Forty percent of workers are thinking about finding a better opportunity in the next few months—be it their own start up, or one with more flexible hours, in a different industry, or at a company where they hope to be better valued.
This is according to a McKinsey & Co. report on workers’ career plans for the next three to six months, based on a survey of 6,294 Americans, in addition to interviews with more than 2,800 people in six countries, including the U.S., who left a full-time job in the past two years.
The pandemic caused people to reassess their quality of life and led to what’s been coined The Great Resignation. What may not be as widely known is that more than 4 million people in the U.S. have left their jobs each month so far this year. That’s roughly 28 million people who’ve jumped ship in 2022 alone. As CNBC reports, this trend is not about to end anytime soon.
“This isn’t just a passing trend, or a pandemic-related change to the labor market,” says Bonnie Dowling, one of the authors of the McKinsey report. “There’s been a fundamental shift in workers’ mentality, and their willingness to prioritize over things in their life beyond whatever job they hold.
“We’re never going back to how things were in 2019,” Dowling asserts.
So, where are people going? Nearly half, 48%, are shifting into a different industry entirely. This jumps to 70% for those in the consumer/retail and finance/insurance industries. Even 54% of workers in health care and education have moved into a new field of work.
Workers are also in search of higher pay in today’s tight labor market of a mere 3.6% unemployment.
A large percentage of people are starting their own business; during the pandemic, new business applications rose by more than 30%, according to a White House press release.
Many workers want gig economy jobs or flexible work hours, the latter of which became the norm for many during the “work from home,” or WFH, pandemic lockdowns, a WFH Research Project survey found.
Some people, sick of toxic work environments, have quit their jobs without having a new one in hand, a trend that has become so significant that it is no longer considered an unwise career move, Dowling says.

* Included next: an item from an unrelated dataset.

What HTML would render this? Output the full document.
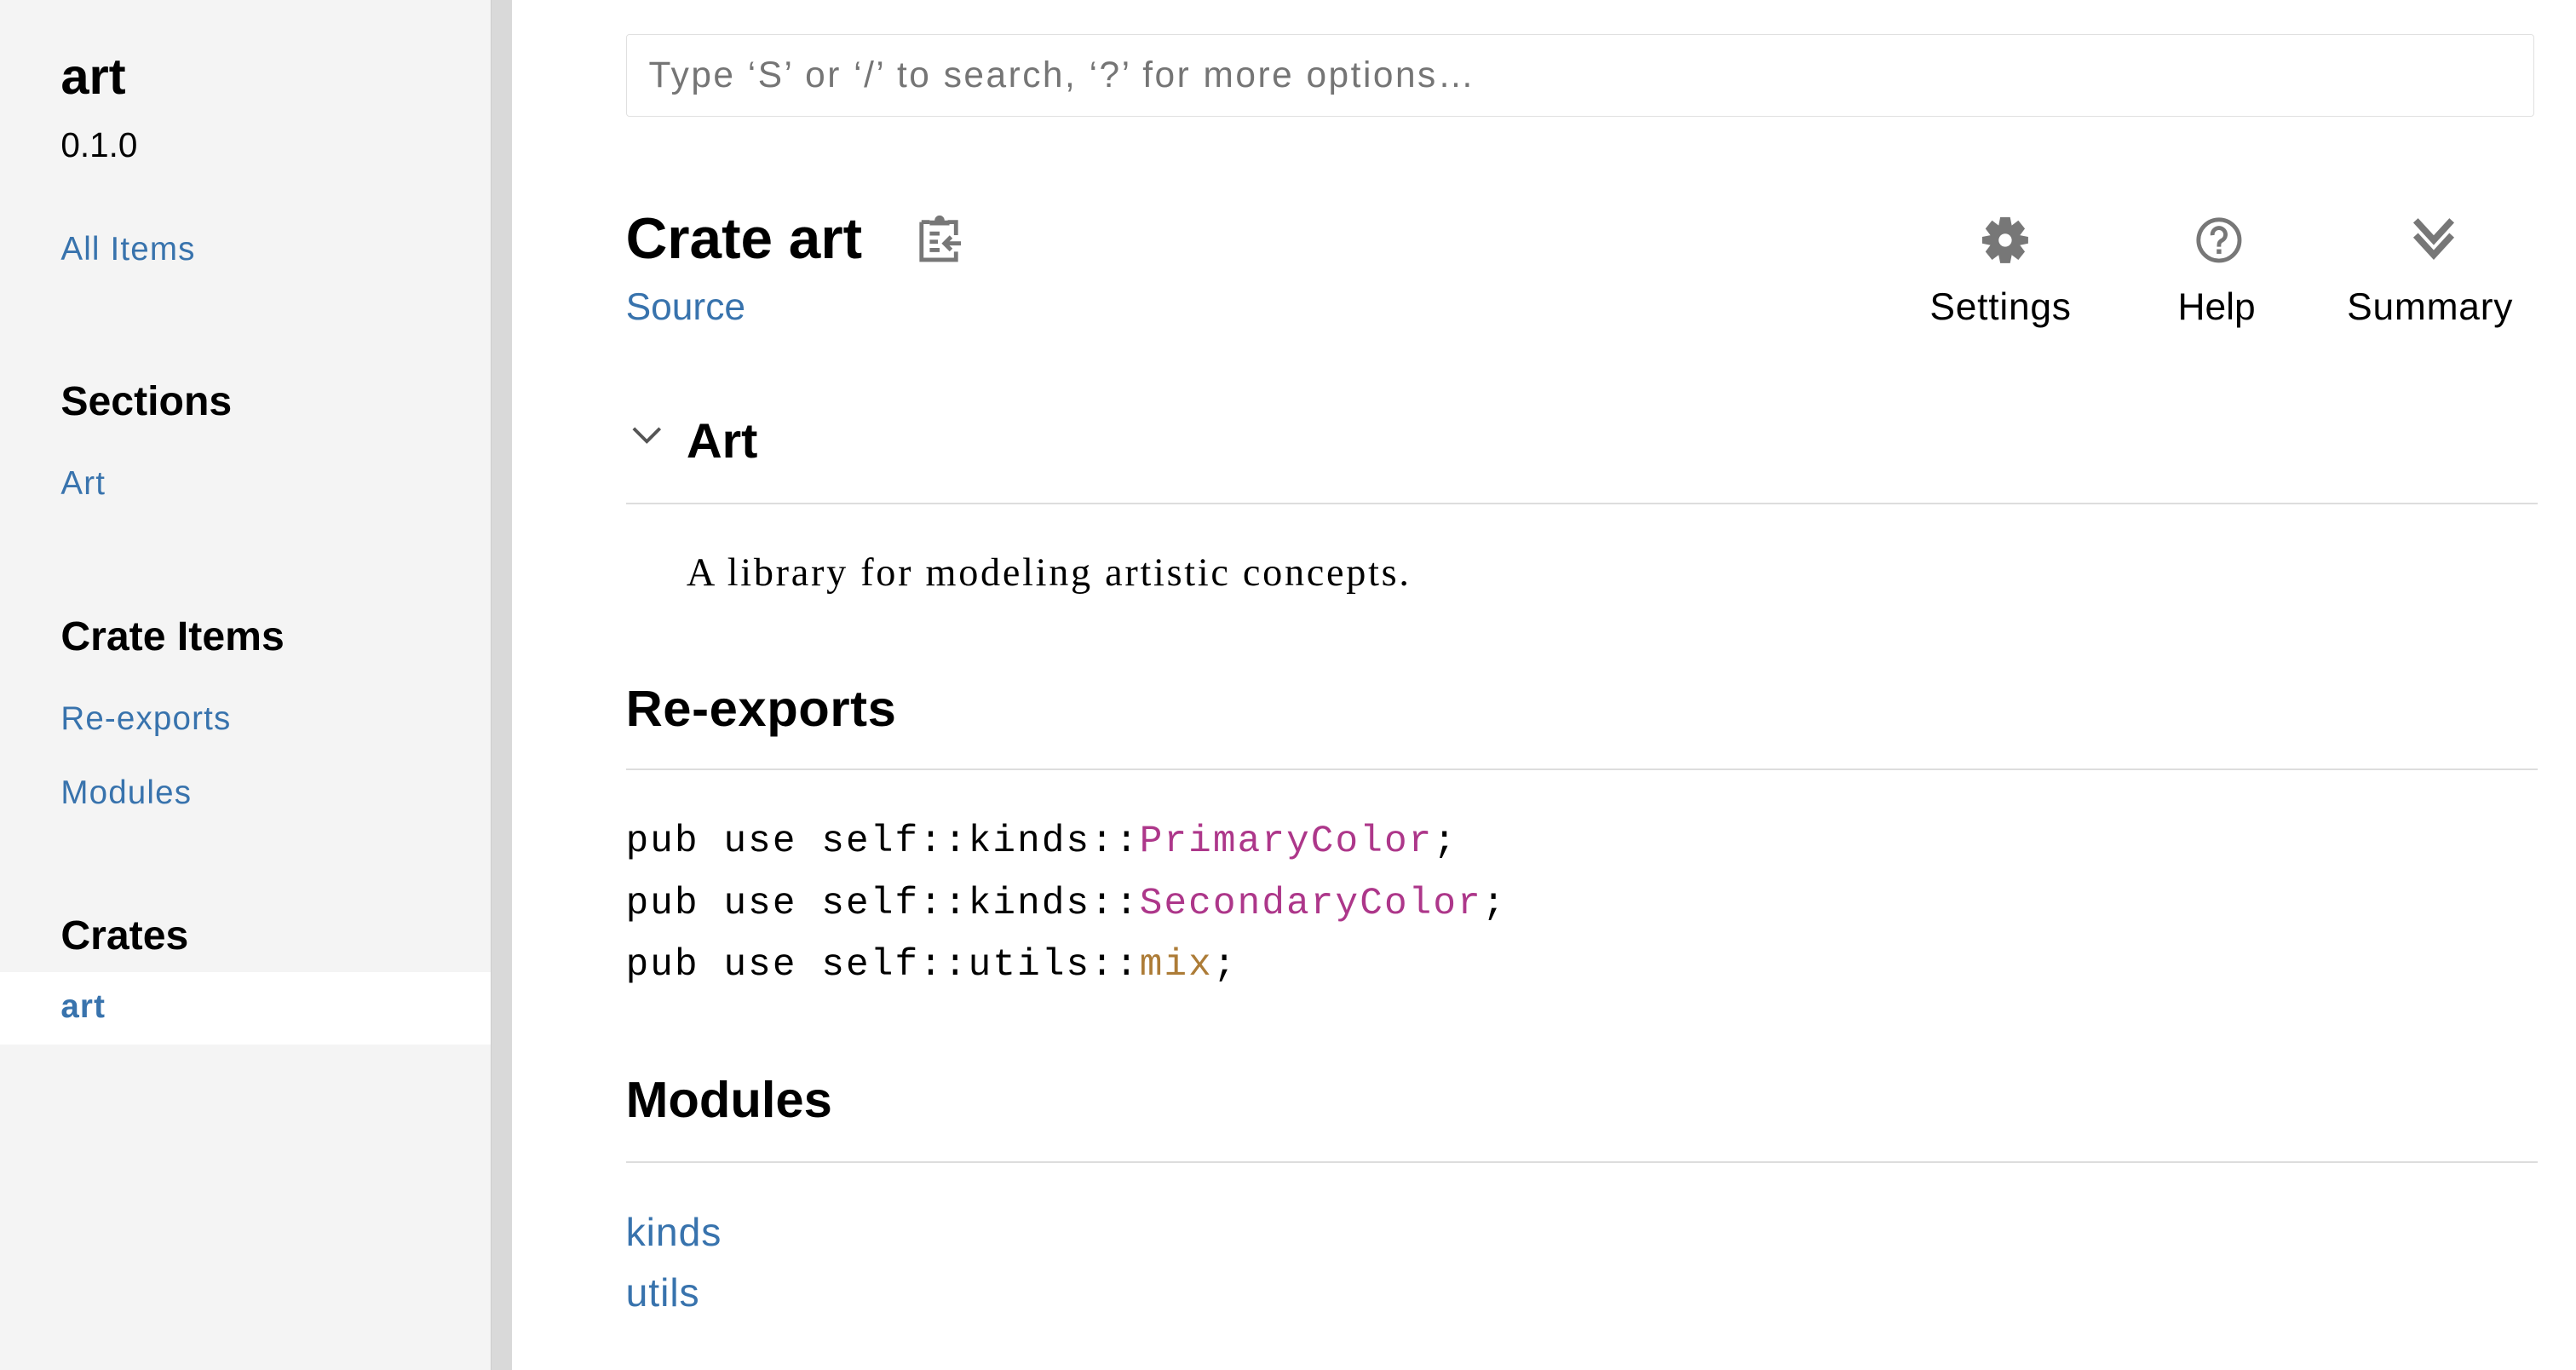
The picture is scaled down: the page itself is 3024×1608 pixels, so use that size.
<!DOCTYPE html>
<html><head><meta charset="utf-8"><style>
html,body{margin:0;padding:0;background:#fff;overflow:hidden}
#root{position:relative;width:1570px;height:834px;zoom:1.928;font-family:"Liberation Sans",sans-serif;color:#000}
.a{position:absolute;white-space:nowrap;line-height:1}
.side{position:absolute;left:0;top:0;width:299px;height:834px;background:#f4f4f4}
.strip{position:absolute;left:299px;top:0;width:12px;height:834px;background:#d9d9d9;border-left:1px solid #ccc}
.blue{color:#3873ad}
.b{font-weight:bold}
.sl{letter-spacing:0.6px}
.hr{position:absolute;left:381px;width:1164px;height:1px;background:#ddd}
.mono{font-family:"Liberation Mono",monospace;font-size:23px;letter-spacing:1.1px}
.ty{color:#ad378a}.fn{color:#ad7c37}
</style></head><body><div id="root">
<div class="side"></div><div class="strip"></div>
<div class="a b" style="left:37px;top:31px;font-size:31px">art</div>
<div class="a" style="left:37px;top:78px;font-size:21px">0.1.0</div>
<div class="a blue sl" style="left:37px;top:142px;font-size:20px">All Items</div>
<div class="a b" style="left:37px;top:232px;font-size:25px">Sections</div>
<div class="a blue sl" style="left:37px;top:285px;font-size:20px">Art</div>
<div class="a b" style="left:37px;top:375px;font-size:25px">Crate Items</div>
<div class="a blue sl" style="left:37px;top:428px;font-size:20px">Re-exports</div>
<div class="a blue sl" style="left:37px;top:473px;font-size:20px">Modules</div>
<div class="a b" style="left:37px;top:557px;font-size:25px">Crates</div>
<div style="position:absolute;left:0;top:592px;width:299px;height:44px;background:#fff"></div>
<div class="a blue b sl" style="left:37px;top:603px;font-size:20px">art</div>

<div style="position:absolute;left:381px;top:21px;width:1161px;height:49px;border:1px solid #e0e0e0;border-radius:2px"></div>
<div class="a" style="left:395px;top:35px;font-size:22px;color:#757575;letter-spacing:1.3px">Type ‘S’ or ‘/’ to search, ‘?’ for more options…</div>

<div class="a b" style="left:381px;top:128px;font-size:35px">Crate art</div>
<svg style="position:absolute;left:558px;top:130px" width="28" height="30" viewBox="0 0 28 30"><path d="M3 5h5M19 5h5v8M24 23v5H3V5" fill="none" stroke="#777" stroke-width="2.5"/><path d="M8 7V4h3a3 3 0 0 1 6 0h3v3z" fill="#777"/><path d="M8 12h6M8 17h5M8 22h6" stroke="#777" stroke-width="2.5"/><path d="M27 18h-9M21 14l-4 4 4 4" fill="none" stroke="#777" stroke-width="2.5"/></svg>
<div class="a blue" style="left:381px;top:176px;font-size:23px">Source</div>

<svg style="position:absolute;left:1206px;top:131px" width="30" height="30" viewBox="0 0 30 30"><path fill="#777" fill-rule="evenodd" d="M12 1h6l1 5 4-3 4 5-3 4 5 1v4l-5 1 3 4-4 5-4-3-1 5h-6l-1-5-4 3-4-5 3-4-5-1v-4l5-1-3-4 4-5 4 3zM15 11a4 4 0 1 0 0.01 0z"/></svg>
<div class="a" style="left:1175px;top:176px;font-size:23px;letter-spacing:0.4px">Settings</div>
<svg style="position:absolute;left:1336px;top:131px" width="30" height="30" viewBox="0 0 30 30"><circle cx="15" cy="15" r="12.5" fill="none" stroke="#777" stroke-width="2.5"/><path d="M11 12a4 4 0 1 1 6 3c-2 1-2 2-2 4" fill="none" stroke="#777" stroke-width="2.5"/><rect x="13.6" y="20.5" width="2.8" height="2.8" fill="#777"/></svg>
<div class="a" style="left:1326px;top:176px;font-size:23px">Help</div>
<svg style="position:absolute;left:1468px;top:131px" width="28" height="30" viewBox="0 0 28 30"><path d="M3 3l11 12 11-12M3 12l11 12 11-12" fill="none" stroke="#777" stroke-width="4"/></svg>
<div class="a" style="left:1429px;top:176px;font-size:23px;letter-spacing:0.4px">Summary</div>

<svg style="position:absolute;left:384px;top:258px" width="20" height="14" viewBox="0 0 20 14"><path d="M2 3l8 8 8-8" fill="none" stroke="#555" stroke-width="2"/></svg>
<div class="a b" style="left:418px;top:254px;font-size:30px">Art</div>
<div class="hr" style="top:306px"></div>
<div class="a" style="left:418px;top:337px;font-size:24px;font-family:'Liberation Serif',serif;letter-spacing:1.4px">A library for modeling artistic concepts.</div>

<div class="a b" style="left:381px;top:416px;font-size:31px;letter-spacing:0.3px">Re-exports</div>
<div class="hr" style="top:468px"></div>
<div class="a mono" style="left:381px;top:501px">pub use self::kinds::<span class="ty">PrimaryColor</span>;</div>
<div class="a mono" style="left:381px;top:539px">pub use self::kinds::<span class="ty">SecondaryColor</span>;</div>
<div class="a mono" style="left:381px;top:576px">pub use self::utils::<span class="fn">mix</span>;</div>

<div class="a b" style="left:381px;top:654px;font-size:31px">Modules</div>
<div class="hr" style="top:707px"></div>
<div class="a blue" style="left:381px;top:738px;font-size:24px;letter-spacing:0.5px">kinds</div>
<div class="a blue" style="left:381px;top:775px;font-size:24px;letter-spacing:0.5px">utils</div>
</div></body></html>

This represents a “drastic” change in the way people manage their careers, and in how employers assess potential hires, she says. “Now people’s attitude is, ‘I’m confident that when I want to work, there will be something for me.’”
Trouble Finding Talent
Movement in the labor market and the shortage of qualified workers in many industries has prompted human resources departments to put less emphasis on directly related experience and more on transferrable skills, Dowling says.
The Great Resignation is also inspiring more employers to reassess how they “value employees and provide them with the resources they need to do their job,” Dowling adds.
The good news for job seekers and for companies in search of qualified candidates is that “all employers have the capacity to make these meaningful changes.”